(Records with interface code)
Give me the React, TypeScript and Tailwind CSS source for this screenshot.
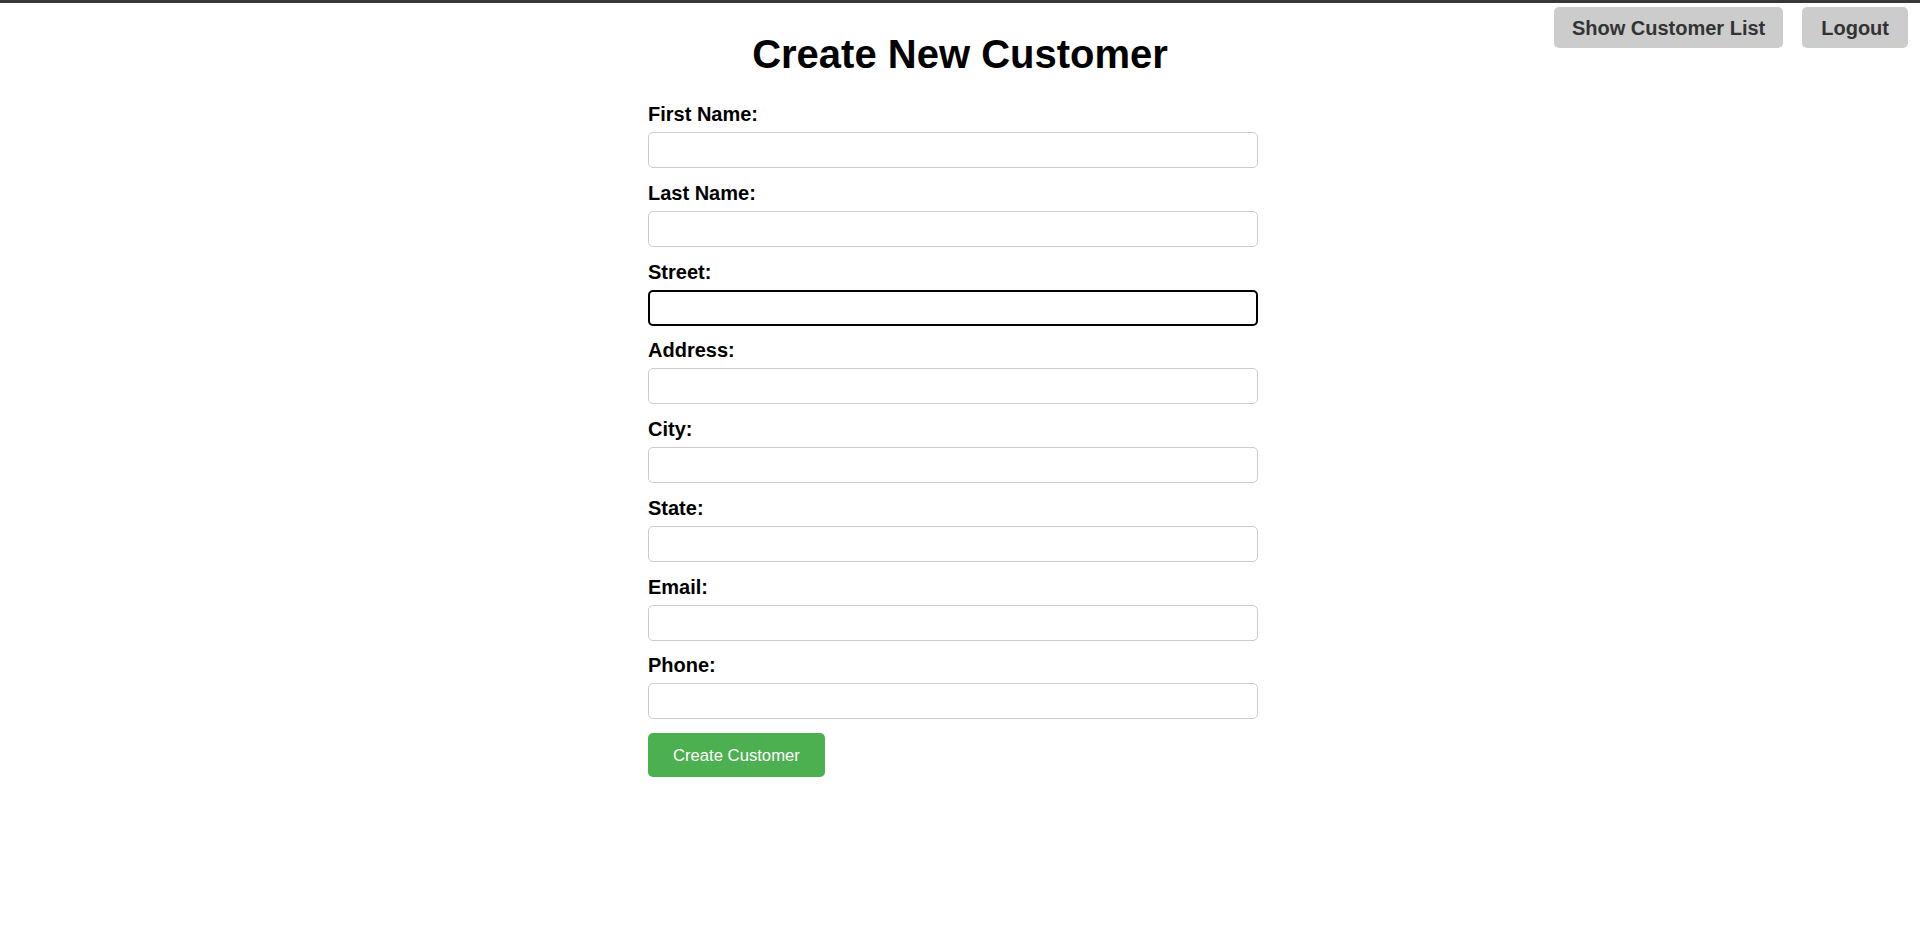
import { useState } from 'react';

const fields = [
  { id: 'firstName', label: 'First Name:' },
  { id: 'lastName', label: 'Last Name:' },
  { id: 'street', label: 'Street:' },
  { id: 'address', label: 'Address:' },
  { id: 'city', label: 'City:' },
  { id: 'state', label: 'State:' },
  { id: 'email', label: 'Email:' },
  { id: 'phone', label: 'Phone:' },
];

const App = () => {
  const [values, setValues] = useState<Record<string, string>>({});
  const [focused, setFocused] = useState('street');

  return (
    <div className="relative min-h-screen w-full bg-white font-['Liberation_Sans',Arial,sans-serif] text-black">
      {/* top strip */}
      <div className="h-[3px] w-full bg-[#383838]"></div>

      {/* nav buttons */}
      <div className="absolute right-[12px] top-[7px] flex gap-[19px]">
        <button className="h-[41px] rounded-[5px] bg-[#cccccc] px-[18px] text-[20px] font-bold text-[#333333]">
          Show Customer List
        </button>
        <button className="h-[41px] rounded-[5px] bg-[#cccccc] px-[19px] text-[20px] font-bold text-[#333333]">
          Logout
        </button>
      </div>

      <div className="mx-auto w-[624px] pt-[28px]">
        <h1 className="text-center text-[40px] font-bold leading-[46px]">Create New Customer</h1>

        <form className="mt-[26px]" onSubmit={(e) => e.preventDefault()}>
          {fields.map((f) => (
            <div key={f.id} className="mb-[13.75px]">
              <label htmlFor={f.id} className="block text-[20px] font-bold leading-[23px]">
                {f.label}
              </label>
              <input
                id={f.id}
                value={values[f.id] || ''}
                onChange={(e) => setValues({ ...values, [f.id]: e.target.value })}
                onFocus={() => setFocused(f.id)}
                className={
                  focused === f.id
                    ? 'mt-[6px] block h-[36px] w-[610px] rounded-[5px] border-2 border-black px-[10px] text-[16px] outline-none'
                    : 'mt-[6px] block h-[36px] w-[610px] rounded-[5px] border border-[#cccccc] px-[10px] text-[16px] outline-none'
                }
              />
            </div>
          ))}
          <button
            type="submit"
            className="h-[44px] rounded-[5px] bg-[#4caf50] px-[25px] text-[16.67px] text-white"
          >
            Create Customer
          </button>
        </form>
      </div>
    </div>
  );
};

export default App;
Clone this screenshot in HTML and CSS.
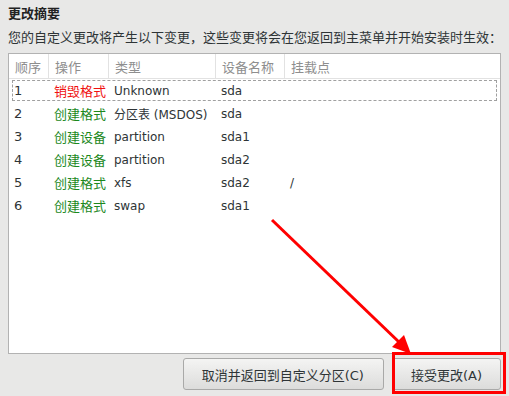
FILE: index.html
```html
<!DOCTYPE html>
<html lang="zh-CN">
<head>
    <meta charset="UTF-8">
    <title>更改摘要</title>
    <link rel="stylesheet" href="styles.css">
</head>
<body>
    <div class="page">
        <h1 class="title">更改摘要</h1>
        <p class="desc">您的自定义更改将产生以下变更，这些变更将会在您返回到主菜单并开始安装时生效：</p>

        <div class="table">
            <div class="row head">
                <div class="cell">顺序</div>
                <div class="cell">操作</div>
                <div class="cell">类型</div>
                <div class="cell">设备名称</div>
                <div class="cell">挂载点</div>
            </div>
            <div class="row focus">
                <div class="cell">1</div>
                <div class="cell destroy">销毁格式</div>
                <div class="cell lat">Unknown</div>
                <div class="cell lat">sda</div>
                <div class="cell lat"></div>
            </div>
            <div class="row">
                <div class="cell">2</div>
                <div class="cell create">创建格式</div>
                <div class="cell lat">分区表 (MSDOS)</div>
                <div class="cell lat">sda</div>
                <div class="cell lat"></div>
            </div>
            <div class="row">
                <div class="cell">3</div>
                <div class="cell create">创建设备</div>
                <div class="cell lat">partition</div>
                <div class="cell lat">sda1</div>
                <div class="cell lat"></div>
            </div>
            <div class="row">
                <div class="cell">4</div>
                <div class="cell create">创建设备</div>
                <div class="cell lat">partition</div>
                <div class="cell lat">sda2</div>
                <div class="cell lat"></div>
            </div>
            <div class="row">
                <div class="cell">5</div>
                <div class="cell create">创建格式</div>
                <div class="cell lat">xfs</div>
                <div class="cell lat">sda2</div>
                <div class="cell lat">/</div>
            </div>
            <div class="row">
                <div class="cell">6</div>
                <div class="cell create">创建格式</div>
                <div class="cell lat">swap</div>
                <div class="cell lat">sda1</div>
                <div class="cell lat"></div>
            </div>
        </div>

        <div class="actions">
            <button class="btn btn-cancel">取消并返回到自定义分区(C)</button>
            <button class="btn">接受更改(A)</button>
        </div>
    </div>

    <svg class="annot" width="509" height="396" viewBox="0 0 509 396">
        <line x1="272" y1="220" x2="400" y2="343" stroke="#ff0000" stroke-width="3"/>
        <polygon points="411,354 392,347 404,335" fill="#ff0000"/>
        <rect x="393.5" y="353.5" width="111" height="39" fill="none" stroke="#ff0000" stroke-width="3"/>
    </svg>
</body>
</html>
```

FILE: styles.css
```css
* {
    box-sizing: border-box;
}

body {
    margin: 0;
    background-color: #e8e8e7;
    font-family: "DejaVu Sans", "Noto Sans CJK SC", sans-serif;
    font-size: 13px;
    color: #2e3436;
}

.page {
    height: 396px;
    padding: 5px 8px 6px;
    display: flex;
    flex-direction: column;
}

.title {
    margin: 0;
    font-size: 13px;
    font-weight: bold;
    line-height: 18px;
    color: #222;
}

.desc {
    margin: 5px 0 7px;
    line-height: 18px;
    white-space: nowrap;
    font-family: "Noto Sans CJK SC", sans-serif;
}

.table {
    flex: 1;
    background-color: #ffffff;
    border: 1px solid #b2b2b2;
}

.row {
    display: grid;
    grid-template-columns: 40px 60px 107px 69px 1fr;
    height: 23px;
    align-items: center;
}

.row.head {
    height: 25px;
    border-bottom: 1px solid #e2e2e2;
    color: #8e8e8e;
}

.row.head .cell {
    height: 100%;
    display: flex;
    align-items: center;
    border-right: 1px solid #e2e2e2;
    padding-left: 6px;
}

.row.head .cell:last-child {
    border-right: none;
}

.row.focus {
    outline: 1px dashed #a0a0a0;
    outline-offset: -2px;
    margin: 0 2px;
    grid-template-columns: 38px 60px 107px 69px 1fr;
}

.cell {
    padding-left: 5px;
    white-space: nowrap;
}

.row.focus .cell:first-child {
    padding-left: 3px;
}

.lat {
    font-size: 12px;
}

.destroy {
    color: #f01010;
}

.create {
    color: #1c881c;
}

.actions {
    display: flex;
    justify-content: flex-end;
    gap: 8px;
    margin-top: 4px;
}

.btn {
    height: 32px;
    padding: 0 18px;
    font-family: inherit;
    font-size: 13px;
    color: #2e3436;
    background: linear-gradient(#f4f4f3, #dcdcdb);
    border: 1px solid #a9a9a8;
    border-radius: 3px;
}

.btn-cancel {
    padding: 0 19px 0 18px;
}

.annot {
    position: absolute;
    left: 0;
    top: 0;
    pointer-events: none;
}
```
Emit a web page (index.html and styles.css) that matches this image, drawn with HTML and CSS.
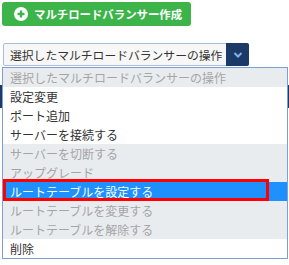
FILE: index.html
```html
<!DOCTYPE html>
<html lang="ja">
<head>
    <meta charset="UTF-8">
    <meta name="viewport" content="width=device-width, initial-scale=1.0">
    <title>マルチロードバランサー</title>
    <link rel="stylesheet" href="styles.css">
</head>
<body>
    <div class="toolbar">
        <button class="create-btn">
            <svg class="plus-icon" width="14" height="14" viewBox="0 0 14 14">
                <circle cx="7" cy="7" r="7" fill="#fff"/>
                <rect x="3.5" y="5.8" width="7" height="2.4" fill="#3cb44a"/>
                <rect x="5.8" y="3.5" width="2.4" height="7" fill="#3cb44a"/>
            </svg>
            マルチロードバランサー作成
        </button>
    </div>

    <div class="action-area">
        <div class="select-box">
            <span class="select-text">選択したマルチロードバランサーの操作</span>
            <span class="select-arrow">
                <svg width="10" height="8" viewBox="0 0 10 8">
                    <path d="M1.5 2 L5 5.5 L8.5 2" fill="none" stroke="#7fb2e8" stroke-width="2"/>
                </svg>
            </span>
        </div>

        <ul class="option-list">
            <li class="option disabled">選択したマルチロードバランサーの操作</li>
            <li class="option">設定変更</li>
            <li class="option">ポート追加</li>
            <li class="option">サーバーを接続する</li>
            <li class="option disabled">サーバーを切断する</li>
            <li class="option disabled">アップグレード</li>
            <li class="option selected">ルートテーブルを設定する</li>
            <li class="option disabled">ルートテーブルを変更する</li>
            <li class="option disabled">ルートテーブルを解除する</li>
            <li class="option">削除</li>
        </ul>
        <div class="highlight-box"></div>
    </div>

    <div class="table-head"></div>
    <div class="table-body"></div>
</body>
</html>
```

FILE: styles.css
```css
html, body {
    height: 100%;
}
body {
    margin: 0;
    font-family: "Noto Sans CJK JP", "Noto Sans", sans-serif;
    color: #333;
    background-color: #fff;
}
.toolbar {
    padding: 2px 0 0 2px;
    height: 43px;
    box-sizing: border-box;
}
.create-btn {
    display: inline-flex;
    align-items: center;
    gap: 6px;
    height: 24px;
    padding: 0 9px 0 12px;
    border: none;
    border-radius: 3px;
    background-color: #3cb44a;
    color: #fff;
    font-family: inherit;
    font-size: 11.4px;
    font-weight: bold;
    cursor: pointer;
}
.plus-icon {
    flex-shrink: 0;
}
.action-area {
    position: relative;
    padding-left: 3px;
}
.select-box {
    display: flex;
    width: 246px;
    height: 23px;
    box-sizing: border-box;
    border: 1px solid #a9bcd8;
    border-radius: 2px;
    background-color: #f7f7f7;
}
.select-text {
    flex: 1;
    padding-left: 6px;
    font-size: 11.8px;
    line-height: 21px;
    white-space: nowrap;
    overflow: hidden;
}
.select-arrow {
    display: flex;
    align-items: center;
    justify-content: center;
    width: 23px;
    margin: -1px -1px -1px 0;
    background-color: #1b3a68;
    border-radius: 0 2px 2px 0;
}
.option-list {
    position: absolute;
    top: 24px;
    left: 2px;
    width: 284px;
    margin: 0;
    padding: 0;
    list-style: none;
    border: 1px solid #7f9fd4;
    background-color: #fff;
    z-index: 2;
}
.option {
    height: 19px;
    padding-left: 7px;
    font-size: 12px;
    line-height: 19px;
    white-space: nowrap;
}
.option.disabled {
    background-color: #e9ecef;
    color: #a5a5a5;
}
.option.selected {
    background-color: #1e90ff;
    color: #fff;
}
.highlight-box {
    position: absolute;
    top: 136px;
    left: 3px;
    width: 266px;
    height: 22px;
    box-sizing: border-box;
    border: 3px solid #ff0000;
    z-index: 3;
}
.table-head {
    margin-top: 19px;
    height: 23px;
    background-color: #1b3a68;
}
.table-body {
    height: 160px;
}
```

- **Written instruction**
Leave out the pictures, then repeat the listing above exactly from its first line to the line with "const [focused, setFocused]", inclusive.

- **Right answer**
Give me the React, TypeScript and Tailwind CSS source for this screenshot.
import { useState } from 'react';

const fields = [
  { id: 'firstName', label: 'First Name:' },
  { id: 'lastName', label: 'Last Name:' },
  { id: 'street', label: 'Street:' },
  { id: 'address', label: 'Address:' },
  { id: 'city', label: 'City:' },
  { id: 'state', label: 'State:' },
  { id: 'email', label: 'Email:' },
  { id: 'phone', label: 'Phone:' },
];

const App = () => {
  const [values, setValues] = useState<Record<string, string>>({});
  const [focused, setFocused] = useState('street');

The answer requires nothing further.